Mary died at her home on Islington Road in Auburndale, Massachusetts in 1939 at 66 years of age.


Further research on John and Mary’s three youngest daughters is needed. Preliminary research shows that each of the daughters were active in their own social work pursuits. Eliza traveled and served in Europe during World War One and was wrongly committed to an insane asylum outside of Boston, her writings exposed the atrocities committed against its committed people. Agnes married William E. Hocking, a philosopher that taught at Berkeley, Yale and Harvard. Agnes started an ‘open-air’ school at their home in Cambridge near Harvard Square which served as the foundations for  the Shady Hill School, active today. William and Agnes’s daughter Hester answered the call from civil rights leaders in St. Augustine Florida by traveling to the city for a sit-in protest at a segregated Woolworth’s lunch counter in 1964 and was arrested with 3 other prominent Boston women. The protest was front page national news on April 1, 1964 and resulted in international attention.


A memorial to patriarch John Boyle O’Reilly was commissioned, with his friend Daniel Chester French commissioned to complete the work. The 23rd Vice President Adlai Stevenson along with hundreds of Bostonians, attended the official unveiling on June 20, 1896. French’s monument to John Boyle O’Reilly features a large bronze bust of O’Reilly on one side. On the reverse is a sculpture of Erin (representing Ireland), who is weaving a wreath and is flanked by her two sons, Poetry and Patriotism. The figures are placed in front of a backdrop composed of a Celtic cross and Celtic knots carved into the stone.


The O’ReillyMemorial is located in Boston’s Fens at the intersection of Boylston and Fenway Streets, and is part of Boston’s Irish Heritage Trail.

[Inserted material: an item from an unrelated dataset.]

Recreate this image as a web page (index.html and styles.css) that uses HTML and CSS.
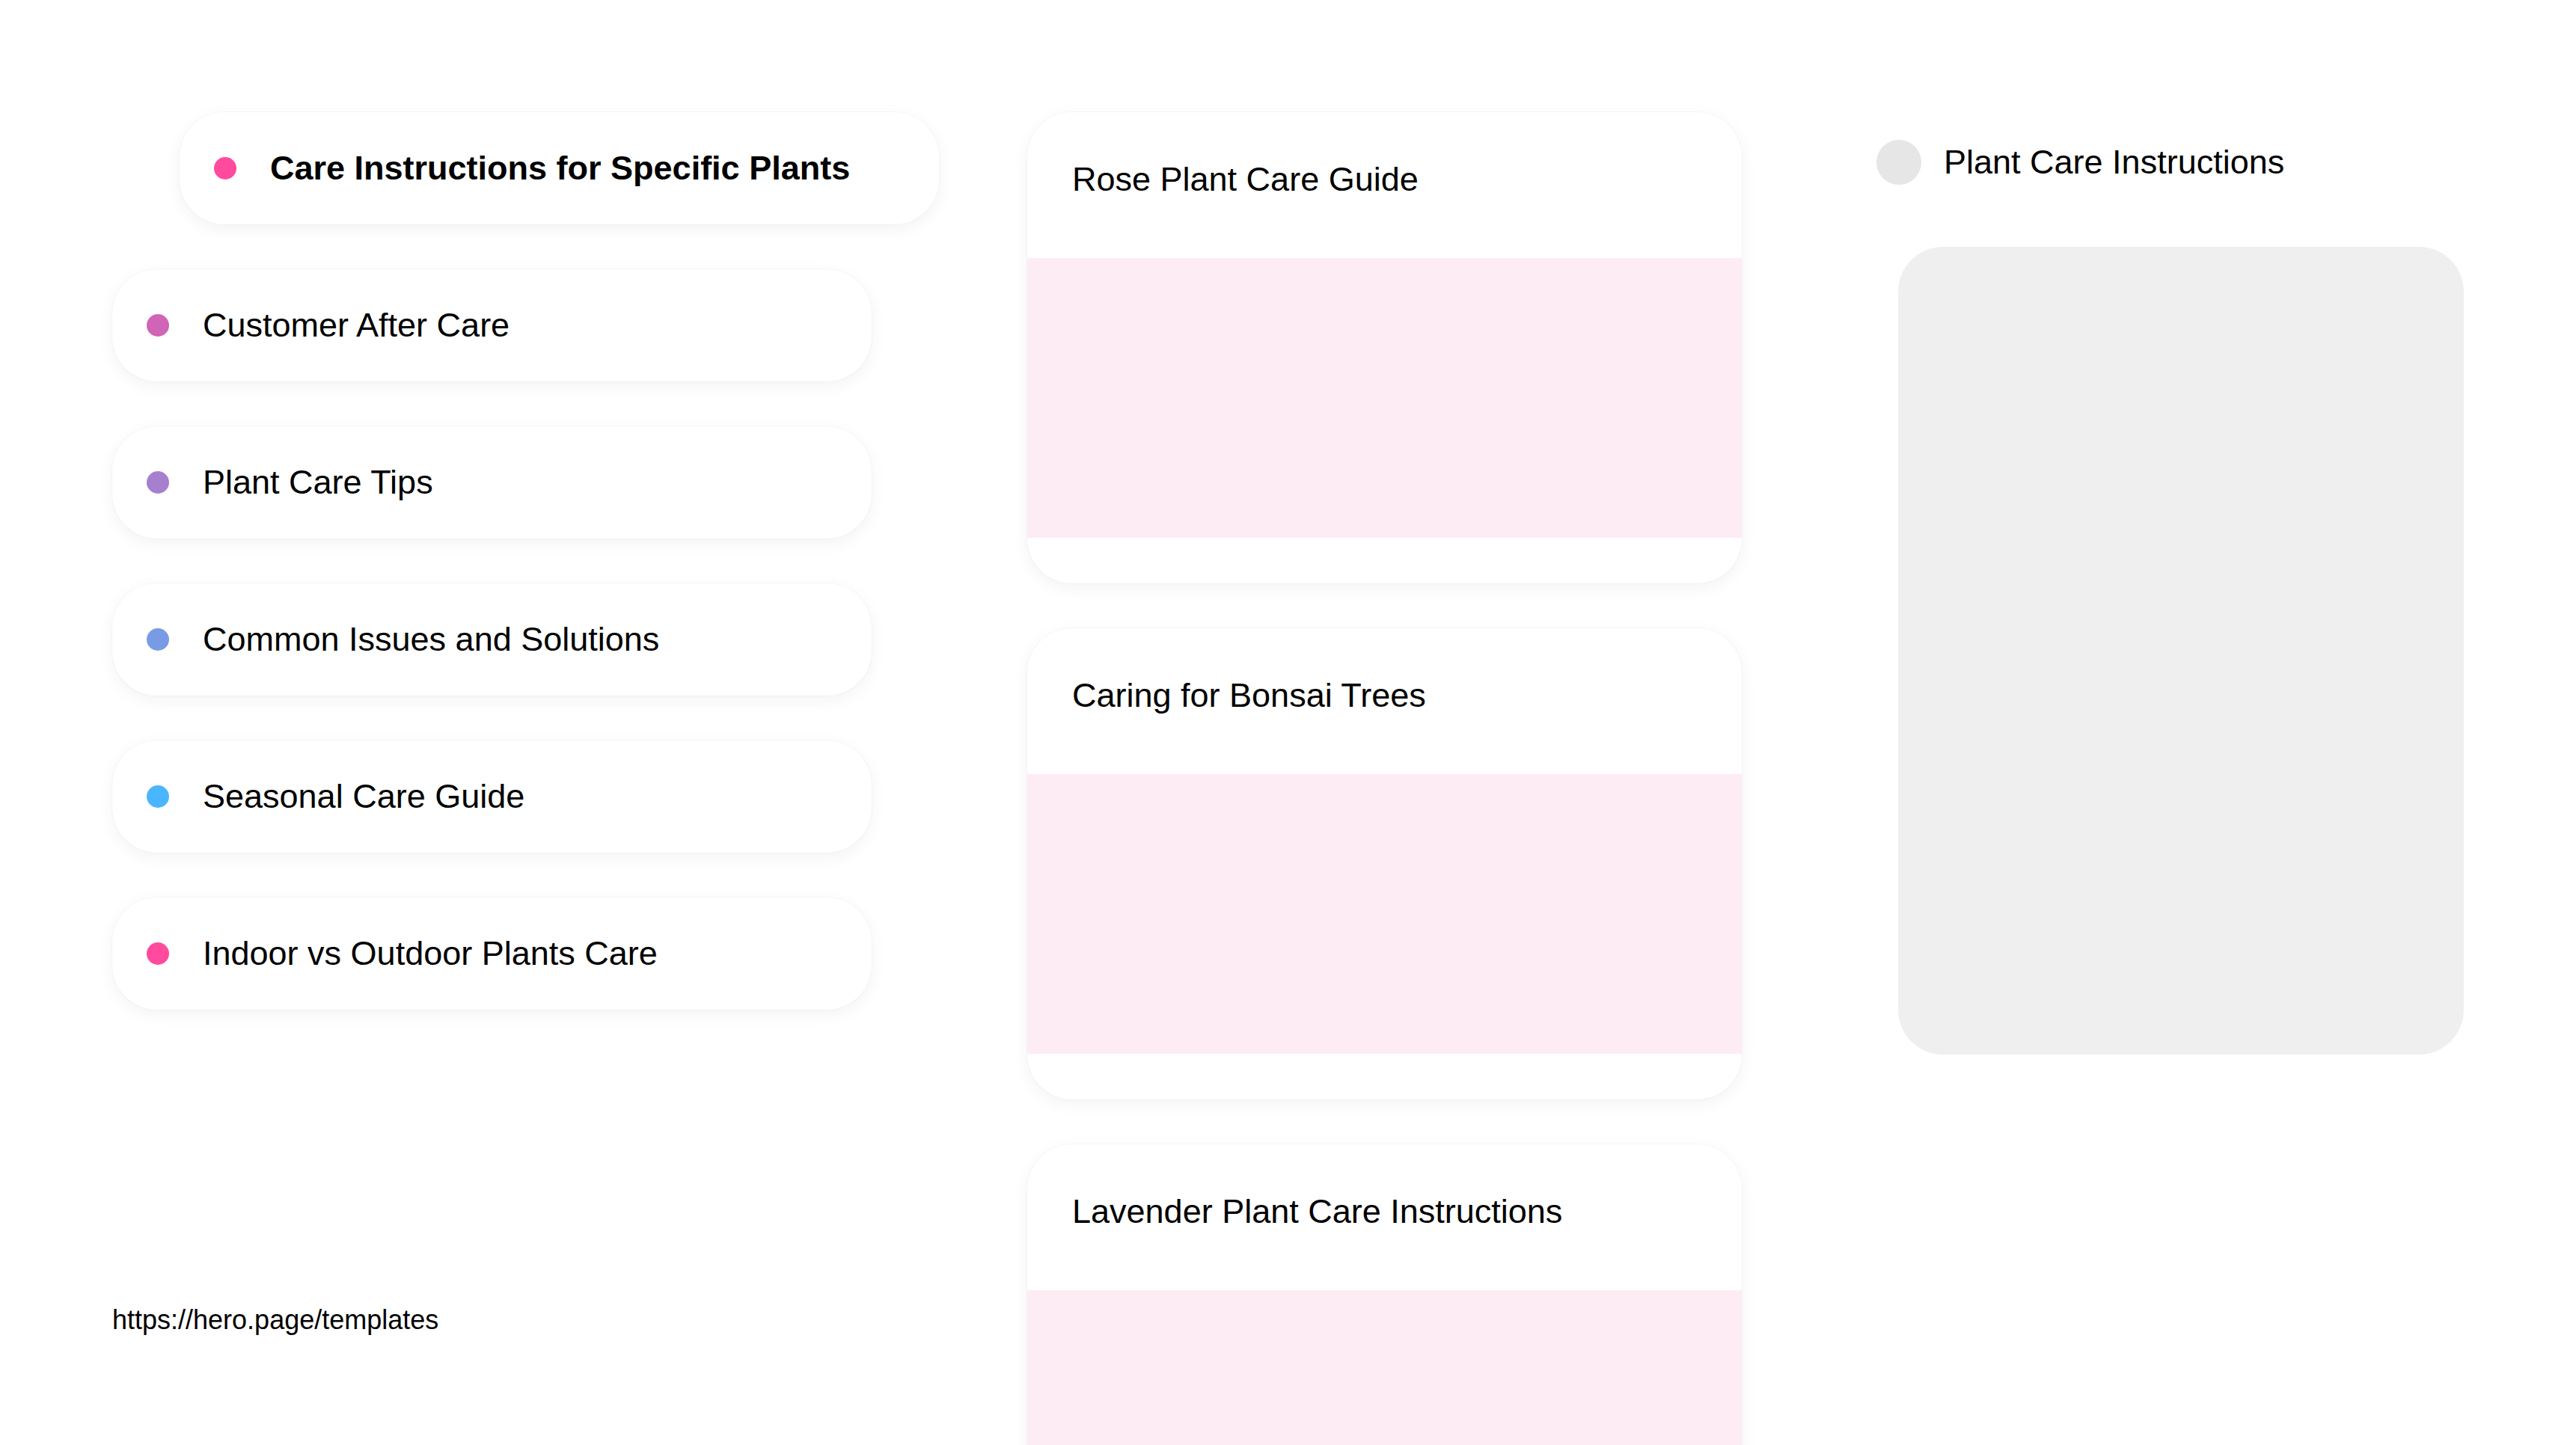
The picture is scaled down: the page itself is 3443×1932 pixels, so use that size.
FILE: index.html
```html
<!DOCTYPE html>
<html>
<head>
    <meta charset="utf-8">
    <title>Plant Care Instructions</title>
    <link rel="stylesheet" href="styles.css">
</head>
<body>
    <div class="page">
        <nav class="topics">
            <ul class="topic-list">
                <li class="topic active"><span class="dot dot-pink"></span>Care Instructions for Specific Plants</li>
                <li class="topic"><span class="dot dot-orchid"></span>Customer After Care</li>
                <li class="topic"><span class="dot dot-purple"></span>Plant Care Tips</li>
                <li class="topic"><span class="dot dot-blue"></span>Common Issues and Solutions</li>
                <li class="topic"><span class="dot dot-sky"></span>Seasonal Care Guide</li>
                <li class="topic"><span class="dot dot-pink"></span>Indoor vs Outdoor Plants Care</li>
            </ul>
            <div class="source">https://hero.page/templates</div>
        </nav>

        <main class="guides">
            <section class="guide">
                <h3 class="guide-title">Rose Plant Care Guide</h3>
                <div class="guide-media"></div>
                <div class="guide-foot"></div>
            </section>
            <section class="guide">
                <h3 class="guide-title">Caring for Bonsai Trees</h3>
                <div class="guide-media"></div>
                <div class="guide-foot"></div>
            </section>
            <section class="guide">
                <h3 class="guide-title">Lavender Plant Care Instructions</h3>
                <div class="guide-media"></div>
                <div class="guide-foot"></div>
            </section>
        </main>

        <aside class="preview">
            <div class="preview-head">
                <span class="avatar"></span>
                <span class="preview-title">Plant Care Instructions</span>
            </div>
            <div class="preview-box"></div>
        </aside>
    </div>
</body>
</html>
```

FILE: styles.css
```css
html {
    overflow: hidden;
}

body {
    margin: 0;
    padding: 0;
    background-color: #ffffff;
    color: #000000;
    font-family: 'Liberation Sans', Arial, sans-serif;
    height: 1932px;
    overflow: hidden;
}

.page {
    display: flex;
    flex-direction: row;
    align-items: flex-start;
    padding: 150px 150px 0 150px;
}

/* Left column: topic pills */
.topics {
    width: 1015px;
    flex-shrink: 0;
    display: flex;
    flex-direction: column;
}

.topic-list {
    list-style: none;
    margin: 0;
    padding: 0;
    display: flex;
    flex-direction: column;
    gap: 60px;
}

.topic {
    height: 150px;
    box-sizing: border-box;
    display: flex;
    align-items: center;
    padding-left: 46px;
    background-color: #ffffff;
    border-radius: 60px;
    box-shadow: 0 0 0 1px rgba(0, 0, 0, 0.025), 0 6px 22px rgba(0, 0, 0, 0.05);
    font-size: 45px;
}

.topic.active {
    margin-left: 90px;
    margin-right: -90px;
    font-weight: bold;
}

.dot {
    width: 30px;
    height: 30px;
    border-radius: 50%;
    margin-right: 45px;
    flex-shrink: 0;
}

.dot-pink { background-color: #ff4a9d; }
.dot-orchid { background-color: #d064b7; }
.dot-purple { background-color: #a77fcf; }
.dot-blue { background-color: #799be6; }
.dot-sky { background-color: #4ab6ff; }

.source {
    margin-top: 394px;
    font-size: 36px;
}

/* Middle column: guide cards */
.guides {
    width: 955px;
    flex-shrink: 0;
    margin-left: 208px;
    display: flex;
    flex-direction: column;
    gap: 60px;
}

.guide {
    background-color: #ffffff;
    border-radius: 60px;
    overflow: hidden;
    box-shadow: 0 0 0 1px rgba(0, 0, 0, 0.025), 0 6px 22px rgba(0, 0, 0, 0.05);
}

.guide-title {
    margin: 0;
    height: 195px;
    box-sizing: border-box;
    padding: 64px 60px 0 60px;
    font-size: 45px;
    font-weight: normal;
}

.guide-media {
    height: 374px;
    background-color: #fdecf4;
}

.guide-foot {
    height: 61px;
}

/* Right column: preview */
.preview {
    width: 785px;
    flex-shrink: 0;
    margin-left: auto;
}

.preview-head {
    display: flex;
    align-items: center;
    margin-top: 37px;
    height: 60px;
}

.avatar {
    width: 60px;
    height: 60px;
    border-radius: 50%;
    background-color: #e6e6e6;
    margin-right: 30px;
}

.preview-title {
    font-size: 45px;
}

.preview-box {
    margin-top: 83px;
    margin-left: 29px;
    width: 756px;
    height: 1080px;
    border-radius: 60px;
    background-color: #efefef;
}
```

In 1988 the city of Boston dedicated a marker to John Boyle O’Reilly in Charlestown at Austin and Main Streets. City Square Park in Charlestown honors O’Reilly with an inscription and bronze medallion. Tributes to him are also located in Dowth, Ireland, where he was born, and in the Leschenault Peninsula Conservation Park near Bunbury, Western Australia, the launch point of his great escape. Daughter Mary’s papers are archived at the Boston Public Library and at Boston College. She has a street named after her “Mary Boyle Way” in South Boston.